Normally, we sprinkle the recipient with water because, in Scripture, God so often sprinkles and pours water and blood on his people to cleanse them, claim them, and bring them near—and that is exactly what baptism is meant to show. 

We also recognize that many in our church have different convictions about baptism. Some of you believe that children should not be baptized. Some of you prefer immersion to sprinkling.  

We will not bind your conscience on those matters. You are welcome here. If you prefer immersion, we can arrange that as a public extension of worship. We don’t want to divide as a church over these issues, as long as you’re not going to judge us for our convictions on the matter. 

Now, let’s talk about the Lord’s Supper. We have the Lord’s Supper on the first Sunday of every month, and it happens immediately after the preaching of the Word. 

The first thing we do is pray. I’m not blessing it or consecrating it. Instead, the prayer is meant to prepare our hearts for the Table and to ask God to make it a means of grace for us. Again, it’s not a new form of grace. There’s nothing magical about it. 

After the prayer, I will usually explain who should come to the Table and who should not, because there’s a warning about this in 1 Corinthians 11: 

27 Whoever, therefore, eats the bread or drinks the cup of the Lord in an unworthy manner will be guilty concerning the body and blood of the Lord.  

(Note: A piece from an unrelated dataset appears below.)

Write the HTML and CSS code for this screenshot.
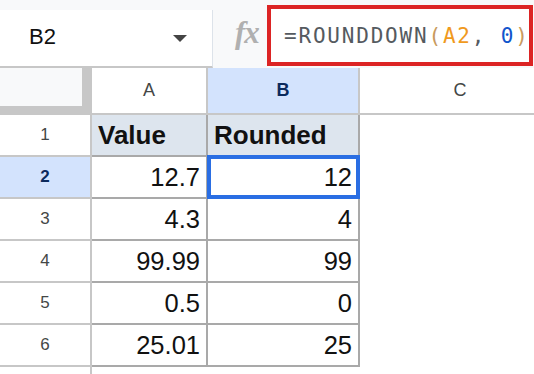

28 Let a person examine himself, then, and so eat of the bread and drink of the cup.  

29 For anyone who eats and drinks without discerning the body eats and drinks judgment on himself. 

This limits the Table in three ways. It discourages unbelievers from coming to the Table, because outside of Christ they aren’t welcome. It prevents young children from coming until they are old enough to discern the Table’s meaning.  

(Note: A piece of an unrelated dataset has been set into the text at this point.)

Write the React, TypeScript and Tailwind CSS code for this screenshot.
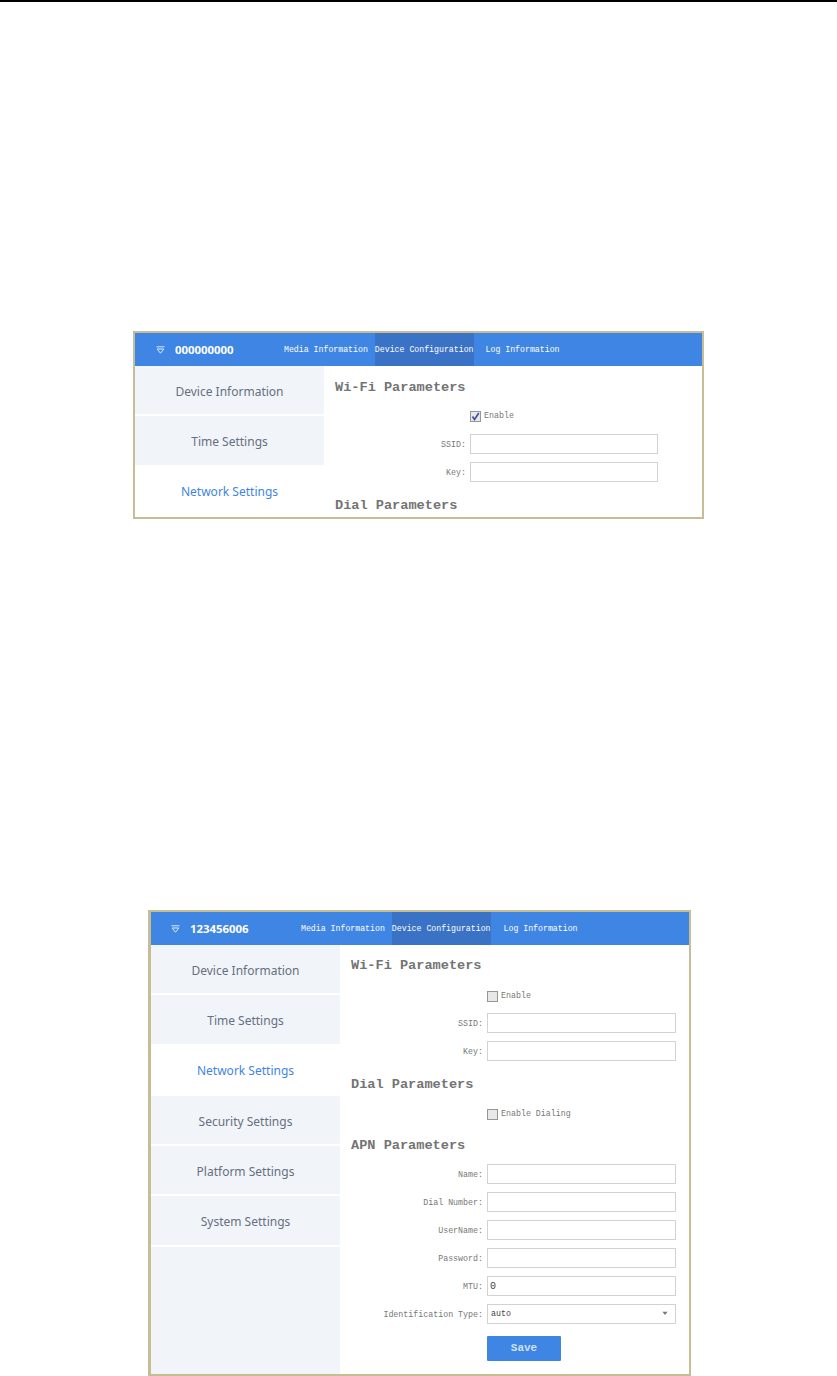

And it also discourages believers from coming to the Table if they aren’t coming with humility and honesty. None of us is worthy to come to the Lord’s Table, but we are instructed to come ready to confess our sin, to seek reconciliation, and to trust in Christ. 

In other words, the Table means something and we don’t come to it flippantly. We examine ourselves. We come to it the same way we receive Christ – in repentance and faith. 

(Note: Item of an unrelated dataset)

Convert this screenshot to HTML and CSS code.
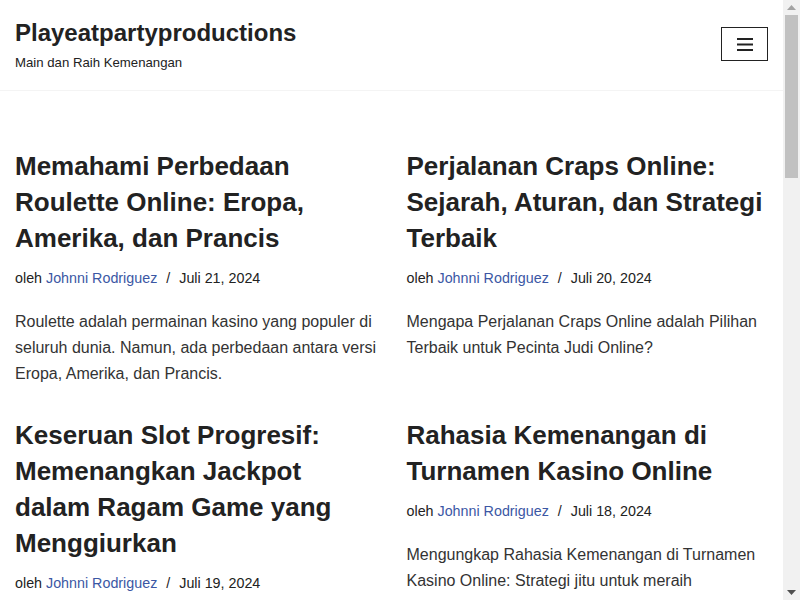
FILE: index.html
```html
<!DOCTYPE html>
<html lang="id">
<head>
  <meta charset="UTF-8" />
  <meta name="viewport" content="width=device-width, initial-scale=1.0" />
  <title>Playeatpartyproductions</title>
  <link rel="stylesheet" href="styles.css">
</head>
<body>
  <div class="window">
    <div class="page">
      <header class="site-header">
        <div class="brand">
          <div class="site-title">Playeatpartyproductions</div>
          <div class="site-tagline">Main dan Raih Kemenangan</div>
        </div>
        <button class="menu-toggle" aria-label="Menu">
          <svg width="16" height="13" viewBox="0 0 16 13">
            <rect x="0" y="0" width="16" height="2" fill="#222"/>
            <rect x="0" y="5.5" width="16" height="2" fill="#222"/>
            <rect x="0" y="11" width="16" height="2" fill="#222"/>
          </svg>
        </button>
      </header>

      <main class="posts">
        <article class="post">
          <h2 class="post-title">Memahami Perbedaan Roulette Online: Eropa, Amerika, dan Prancis</h2>
          <div class="post-meta">oleh <a href="#">Johnni Rodriguez</a> <span class="sep">/</span> Juli 21, 2024</div>
          <p class="excerpt">Roulette adalah permainan kasino yang populer di seluruh dunia. Namun, ada perbedaan antara versi Eropa, Amerika, dan Prancis.</p>
        </article>
        <article class="post">
          <h2 class="post-title">Perjalanan Craps Online: Sejarah, Aturan, dan Strategi Terbaik</h2>
          <div class="post-meta">oleh <a href="#">Johnni Rodriguez</a> <span class="sep">/</span> Juli 20, 2024</div>
          <p class="excerpt">Mengapa Perjalanan Craps Online adalah Pilihan Terbaik untuk Pecinta Judi Online?</p>
        </article>
        <article class="post">
          <h2 class="post-title">Keseruan Slot Progresif: Memenangkan Jackpot dalam Ragam Game yang Menggiurkan</h2>
          <div class="post-meta">oleh <a href="#">Johnni Rodriguez</a> <span class="sep">/</span> Juli 19, 2024</div>
          <p class="excerpt">Slot progresif menawarkan jackpot yang terus bertambah setiap kali pemain memasang taruhan.</p>
        </article>
        <article class="post">
          <h2 class="post-title">Rahasia Kemenangan di Turnamen Kasino Online</h2>
          <div class="post-meta">oleh <a href="#">Johnni Rodriguez</a> <span class="sep">/</span> Juli 18, 2024</div>
          <p class="excerpt">Mengungkap Rahasia Kemenangan di Turnamen Kasino Online: Strategi jitu untuk meraih kemenangan besar.</p>
        </article>
      </main>
    </div>

    <div class="scrollbar" aria-hidden="true">
      <div class="scroll-arrow">
        <svg width="9" height="5" viewBox="0 0 9 5"><polygon points="0,5 9,5 4.5,0" fill="#a3a3a3"/></svg>
      </div>
      <div class="scroll-track">
        <div class="scroll-thumb"></div>
      </div>
      <div class="scroll-arrow">
        <svg width="9" height="5" viewBox="0 0 9 5"><polygon points="0,0 9,0 4.5,5" fill="#505050"/></svg>
      </div>
    </div>
  </div>
</body>
</html>
```

FILE: styles.css
```css
body {
  margin: 0;
  font-family: "Liberation Sans", Arial, sans-serif;
  color: #404248;
  background: #fff;
  overflow: hidden;
}
a {
  color: #3b57a4;
  text-decoration: none;
}
.window {
  display: flex;
  height: 100vh;
  overflow: hidden;
}
.page {
  flex: 1;
  min-width: 0;
}

/* header */
.site-header {
  display: flex;
  justify-content: space-between;
  align-items: center;
  padding: 18px 15px 18px;
  border-bottom: 1px solid #f4f4f4;
}
.site-title {
  font-size: 24px;
  font-weight: bold;
  color: #222;
  line-height: 30px;
}
.site-tagline {
  margin-top: 6px;
  font-size: 13.2px;
  color: #222;
  line-height: 18px;
}
.menu-toggle {
  width: 47px;
  height: 34px;
  margin-bottom: 2px;
  border: 1px solid #222;
  background: #fff;
  padding: 0;
  display: flex;
  align-items: center;
  justify-content: center;
}

/* posts */
.posts {
  display: grid;
  grid-template-columns: 1fr 1fr;
  padding: 57px 0 0;
}
.post {
  padding: 0 15px 30px;
}
.post-title {
  margin: 0 0 12px;
  font-size: 26px;
  line-height: 36px;
  font-weight: bold;
  color: #222;
}
.post-meta {
  font-size: 14.3px;
  line-height: 20px;
  color: #222;
}
.post-meta .sep {
  margin: 0 5px;
}
.excerpt {
  margin: 21px 0 0;
  font-size: 16px;
  line-height: 26px;
  color: #333;
}

/* scrollbar */
.scrollbar {
  width: 17px;
  flex-shrink: 0;
  background: #f1f1f1;
  display: flex;
  flex-direction: column;
}
.scroll-arrow {
  height: 15px;
  display: flex;
  align-items: center;
  justify-content: center;
}
.scroll-track {
  flex: 1;
  padding: 0 2px;
}
.scroll-thumb {
  height: 163px;
  background: #c1c1c1;
}
```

As the pastor, I serve the meal from behind the Table. I don’t stand between God and the congregation – only Christ can do that. I also eat and drink it with you because we are the same. 

All of this is important. We don’t want to get creative with the sacraments, nor do we want to be superstitious about them. Without faith and the power of the Holy Spirit, they are empty rituals. 

But when the local church uses them correctly, God promises to use them for our good and for His glory. 

Because our memories leak and our faith is often weak, Jesus doesn’t just tell us the gospel—he shows it to us in water, bread, and cup, so that we keep remembering, trusting, and drawing near to Him by faith. 

Imagine a soldier deployed far from home. 

In his pocket, he has a letter from his wife and kids, and a worn photograph taken on the day he left. The letter tells him, in words, “We love you. We’re waiting for you. Don’t give up.” The photograph shows the same reality in a different way: there they are, waiting for me. 

These things will mean the most to him on the worst days. Memories of hugs, the smell of home, and the sound of their voices.  

They don’t magically remove him from war. But they make his family’s love feel present to his heart in that dark place, and that remembrance strengthens him to keep going. 

The sacraments work like that. The gospel is proclaimed in words—God’s “letter” to us in Scripture and preaching. But Jesus, knowing how fear and sin and pain make the words blur, also gives us pictures we can hold: water on the head, bread in the hand, wine on the tongue.  

The sacraments are like Christ pressing a picture of his own pierced hands into ours and saying, “This is for you. Remember me. I am not going anywhere.”  

And that visible, tangible remembering is often exactly what keeps a weak believer from laying down their arms and walking away.